Over 3,000 transsexuals in Tamil Nadu who donated their eyes last month are hoping that society will now "see" them differently.
"I am Nayantara," said a transvestite who is an AIDS awareness campaigner from Vellore and pledged a pair of eyes along with 3,000 others under the aegis of the Tamil Nadu AIDS Initiative (TAI), a body affiliated to the state's Voluntary Health Services.
The mass eye donation by the 'aravanis' (those with half a voice) - as transvestites are called in the state - on January 24 also marked the first 'Aravani Day', a special day for Tamil Nadu's 200,000 transsexuals.
"Society has so long looked at us with suspicion. I have donated my eyes. Will society now look at us with new eyes?" Shekhar, who hails from Perambur, told IANS.
At least 1,500 aravanis gathered in Chennai in the last week of January to talk about their community work, the professional changes they had to make, their health-care initiatives and self-help groups. They also displayed their artistic talents by reciting poetry and playing drums.
Slowly but steadily, the transgender society, including transvestites, in the state are emerging from the shadows to claim their rightful place in society.
"In the tsunami-hit coastal village of Nallur, where people are still coming to terms with life, we were welcomed with open arms and even found 1,500 new homes," said Rajkumari.
Karthick, a film-maker from Chennai, is a diploma-holder. Priya from Erode, and Sudha, Raju and Sona Sampath from Coimbatore are trained video-graphers and have together made a 15-minute film - Nalladoru Samudayatrikku Nangalum - on inclusiveness.
Priya, 20, from South Arcot is a trained caterer and currently provides work to aravani community members.
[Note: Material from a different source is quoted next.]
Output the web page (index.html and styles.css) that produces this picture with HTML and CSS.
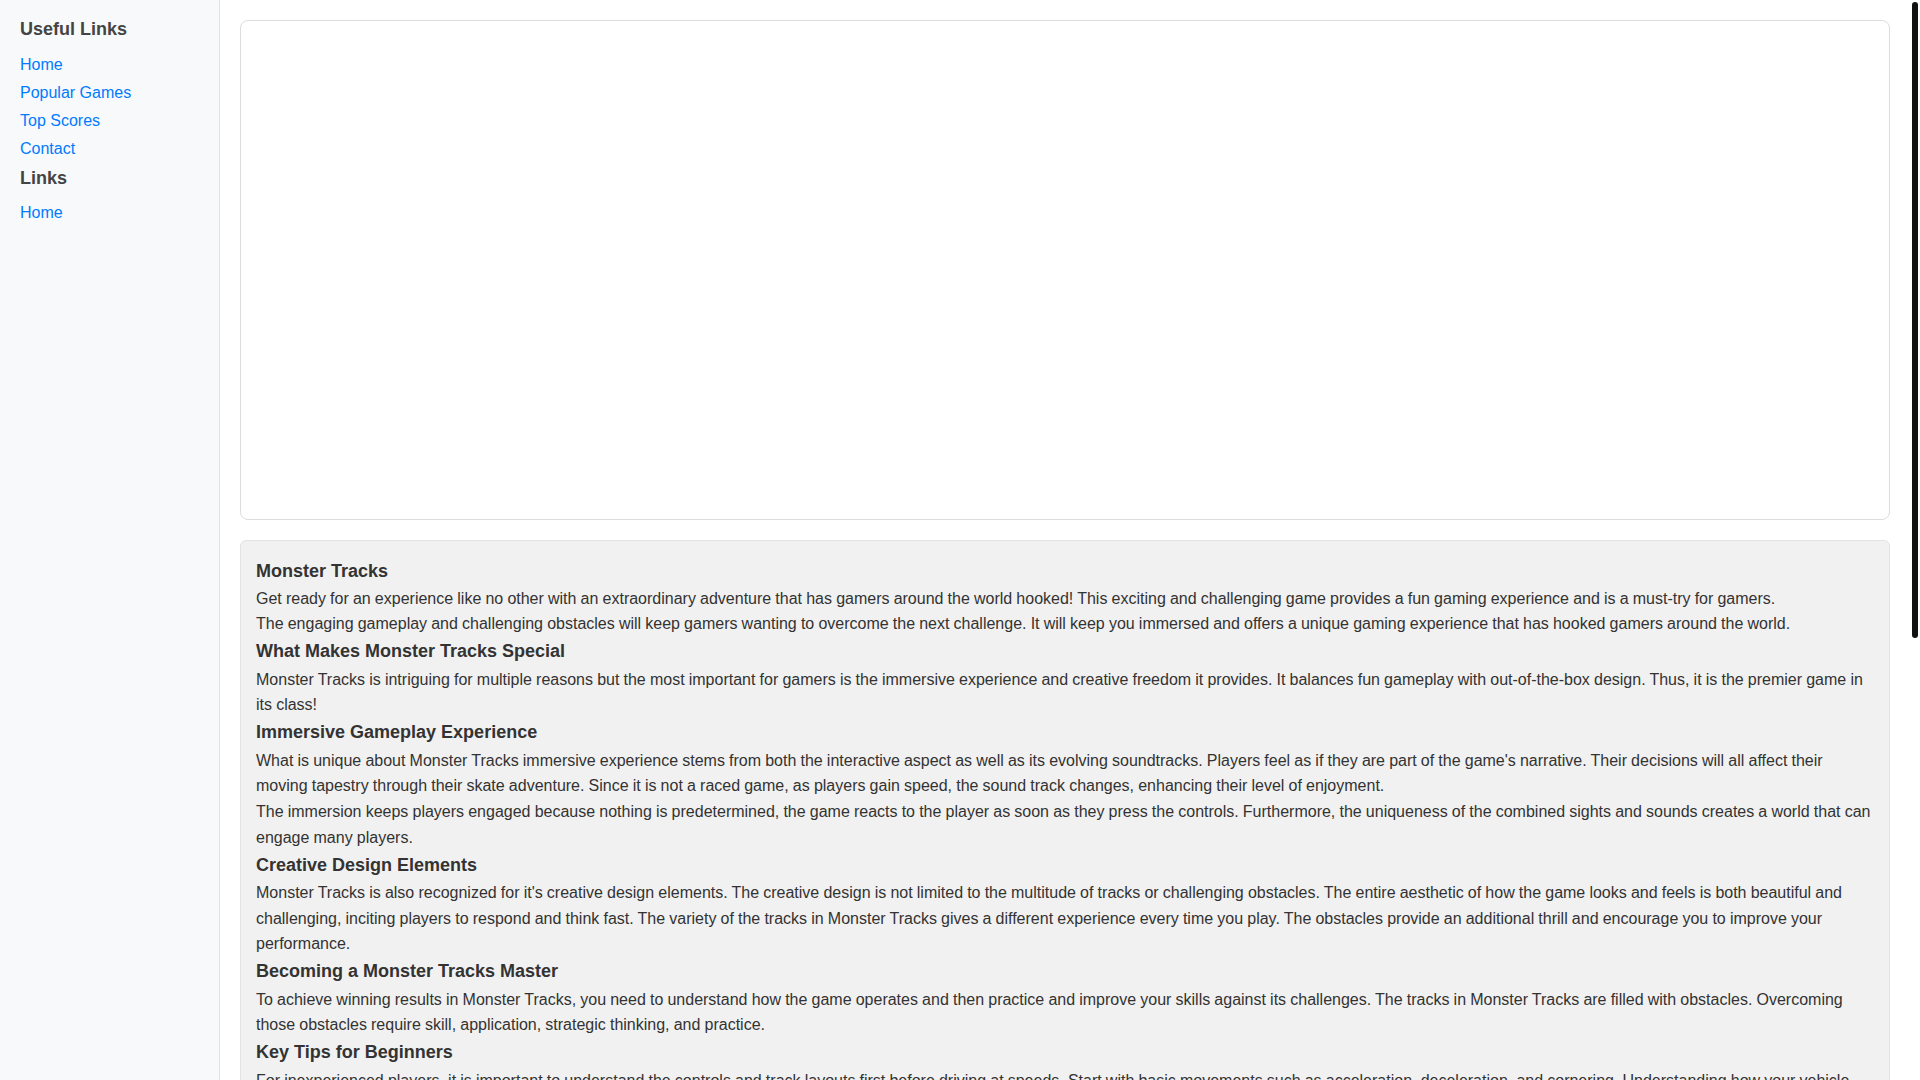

Amba, 40, from Washermanpet has stopped peddling sex to become a tailor and Ramya is working at a call centre after completing a computer course.
Saranya is a beautician who does not hesitate to say: "I was not comfortable being a boy. I am an aravani. She continues: "During adolescence itself I realised I am different. I stopped going to school and went to work in a hospital, which fired me for dressing like a woman. I began working as a commercial sex worker near the Salem railway station, earning about Rs 300 a day, half of which I had to give to the beat police.
"It was during this time that I was introduced by the NGO, People's Development Initiative, to the TAI project's anti-AIDS clinic. They sent me for a beautician's training course. I saw beautiful women and wanted to be beautiful myself, wanted to dress myself, wanted to make up others," Saranya said.
Well-known beautician Vasantha taught Saranya the art of threading eyebrows, bleaching faces and doing facials. Among the first graduates from this beautician's course in 2005 were Vidhya, Saranya, Ashwariya and Dyana. Today there are at least 36 trained beauticians among them, many with their own parlours.
TAI's Kavya is a folk art group that uses theatre as a medium for anti-AIDS messages and employs aravani dancers and musicians.
"It is an emotionally satisfying moment for all the aravanis who participate in our campaigns that they are able to contribute to other people's lives," said TAI project director Lakshmi Bai.
Though TAI's main objective is AIDS control, a major fallout of their social initiatives has been a dramatic perception change within India's transgender community.
Former chief election commissioner T N Seshan had initiated electoral enrolment for aravanis. There are currently many elected aravanis in legislative assemblies in Madhya Pradesh, Orissa and several municipality offices in Tamil Nadu.
India has an estimated 500,000 transsexuals, including transvestites and eunuchs, demanding equal social space.